The use of Bachmann-Landau notation is confusing. Specifically, in Assumption 3, it is unclear which variable is scaling in the o(1) notation. Similarly, in Theorem 2, multiple variables appear in the big-O notation, again making it unclear which variable is scaling. It seems to me that the use of big-O notation is unnecessary, given that most steps in the proofs are non-asymptotic. It would be clearer to state the theorems in the non-asymptotic form, and then state a corollary when certain variables scale.

Details for bounding the maximal information gain \gamma(\rho; t) is missing.
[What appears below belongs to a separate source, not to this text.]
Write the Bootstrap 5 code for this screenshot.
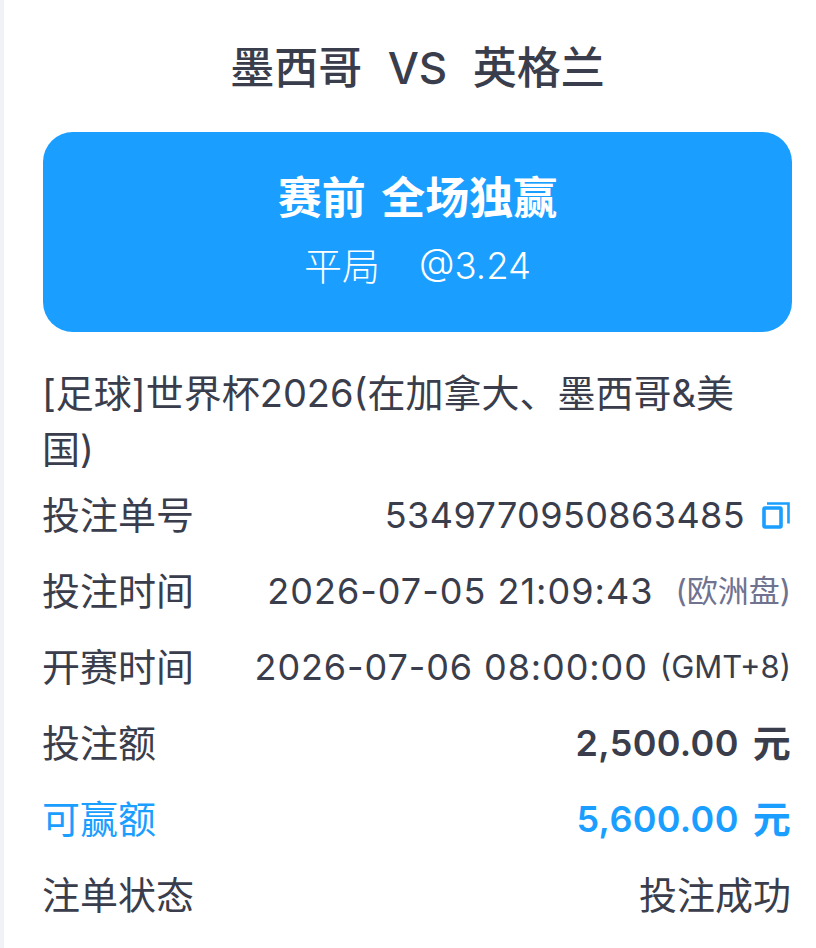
<!DOCTYPE html>
<html lang="zh-CN">
  <head>
    <meta charset="UTF-8" />
    <meta name="viewport" content="width=device-width, initial-scale=1" />
    <title>注单详情</title>
    <link href="https://cdn.jsdelivr.net/npm/bootstrap@5.3.0/dist/css/bootstrap.min.css" rel="stylesheet" />
    <style>
      html, body { height: 100%; margin: 0; }
      body {
        background: #fff;
        border-left: 4px solid #f1f1f8;
        color: #3a3d4b;
        font-family: Inter, "Noto Sans CJK SC", sans-serif;
        overflow: hidden;
      }
      .sheet { padding: 36px 24px 0 39px; }
      .match-title { font-size: 44px; line-height: 64px; font-weight: 500; margin: 0 0 32px; word-spacing: 1px; }
      .bet-card { background: #1a9eff; border-radius: 30px; height: 200px; color: #fff; padding-top: 40px; }
      .bet-name { font-size: 44px; line-height: 52px; font-weight: 700; word-spacing: 5px; }
      .bet-pick { font-size: 38px; line-height: 52px; margin-top: 16px; font-weight: 300; }
      .bet-odds { font-size: 36.5px; margin-left: 39px; }
      .league { font-size: 38px; line-height: 56px; margin: 33px 0 0 -1px; max-width: 700px; }
      .info-row { height: 76px; font-size: 38px; line-height: 76px; white-space: nowrap; margin-left: -1px; padding-right: 1px; }
      .num { font-size: 36px; letter-spacing: 1px; }
      .num-tight { letter-spacing: .9px; }
      .num-id { font-size: 36px; letter-spacing: .4px; }
      .note { font-size: 31px; color: #6f7390; margin-left: 22px; }
      .note-gmt { font-size: 31px; margin-left: 12px; }
      .amount { font-size: 36px; font-weight: 600; letter-spacing: .3px; }
      .amount-unit { font-size: 38px; margin-left: 14px; }
      .win { color: #1a9eff; }
      .copy-icon { margin-left: 17px; margin-right: 1px; }
    </style>
  </head>
  <body>
    <div class="sheet">
      <h1 class="match-title text-center">墨西哥 &nbsp;VS&nbsp; 英格兰</h1>

      <div class="bet-card text-center">
        <div class="bet-name">赛前 全场独赢</div>
        <div class="bet-pick d-flex justify-content-center"><span>平局</span><span class="bet-odds">@3.24</span></div>
      </div>

      <p class="league">[足球]世界杯2026(在加拿大、墨西哥&amp;美国)</p>

      <div class="info-row d-flex justify-content-between">
        <span>投注单号</span>
        <span class="d-flex align-items-center">
          <span class="num-id">5349770950863485</span>
          <svg class="copy-icon" width="28" height="27" viewBox="0 0 28 27" fill="none" stroke="#1a9eff">
            <rect x="2" y="6" width="17" height="19" rx="1" stroke-width="3.6" />
            <path d="M5 1.5h21.500v20" stroke-width="2.600" />
          </svg>
        </span>
      </div>
      <div class="info-row d-flex justify-content-between">
        <span>投注时间</span>
        <span class="d-flex"><span class="num">2026-07-05 21:09:43</span><span class="note">(欧洲盘)</span></span>
      </div>
      <div class="info-row d-flex justify-content-between">
        <span>开赛时间</span>
        <span class="d-flex"><span class="num num-tight">2026-07-06 08:00:00</span><span class="note-gmt">(GMT+8)</span></span>
      </div>
      <div class="info-row d-flex justify-content-between">
        <span>投注额</span>
        <span class="amount d-flex"><span>2,500.00</span><span class="amount-unit">元</span></span>
      </div>
      <div class="info-row win d-flex justify-content-between">
        <span>可赢额</span>
        <span class="amount d-flex"><span>5,600.00</span><span class="amount-unit">元</span></span>
      </div>
      <div class="info-row d-flex justify-content-between">
        <span>注单状态</span>
        <span>投注成功</span>
      </div>
    </div>
    <script src="https://cdn.jsdelivr.net/npm/bootstrap@5.3.0/dist/js/bootstrap.bundle.min.js"></script>
  </body>
</html>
The authors mention that this maximum information gain is O(d \log(t)) in line 216-211 in the special case of d-dim linear kernels, but did not provide references or proofs.

问题

M is not defined in the equation in line 291. Do you mean the equation holds for any natural number M?

局限性

A discussion of limitation is included.

作者回复

Thank you for reviewing our paper. We appreciate your positive feedback on the strength of the results. Here, we address your comments in detail and hope this will enhance your evaluation of the paper.

The use of OO notation:

As mentioned by the reviewer all of our proofs are non-asymptotic and our use of OO notation, which is common practice in the literature, serves to simplify presentations. Theorem 1 does not use OO notation. We will revise the statement of Assumption 3 to read: "...Mm=M+1λmCM\sum_{m=M+1}^{\infty}\lambda_m\le C, for any MNM\in\mathbb{N} and some constant C>0C>0 independet of MM." We will also clarify the statement of Theorem 2 by introducing an absolute constant independent of all parameters: T,w,ρ,δT,w, \rho, \delta. We are ultimately interested in scaling with TT after ww and ρ\rho are selected optimally with respect to TT, as given in Remark 2, which we will further clarify.
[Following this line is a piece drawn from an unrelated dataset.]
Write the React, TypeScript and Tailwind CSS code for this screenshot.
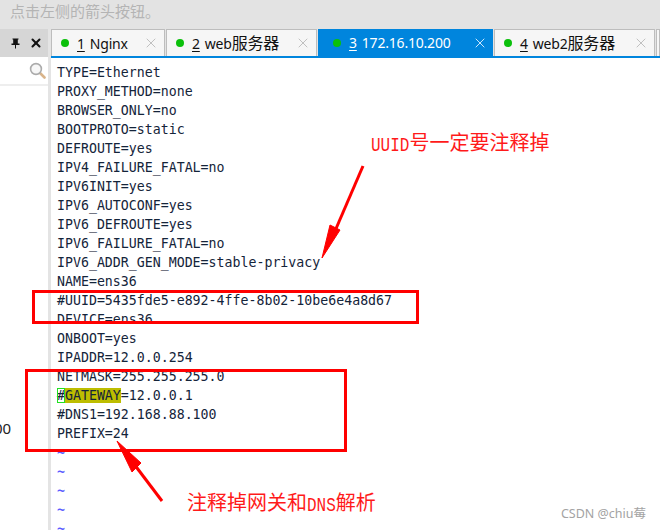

References for bounds on information gain

Thank you for pointing out the missing references for maximum information gain. The bound for the linear case is given in [22]. Further discussions and tight bounds for kernels with exponential and polynomial eigenvalue decay are provided in [35]. We will ensure these references are properly included.

M is not defined in the equation in line 291. Do you mean the equation holds for any natural number M?

Yes, the statement holds for any natural number MM. We will clarify this point in the revision.

For further details on the role of this MM in the analysis, please see our response to Reviewer KBUd. Additionally, a simplified presentation of the confidence interval is given in Remark 1, where MM is removed.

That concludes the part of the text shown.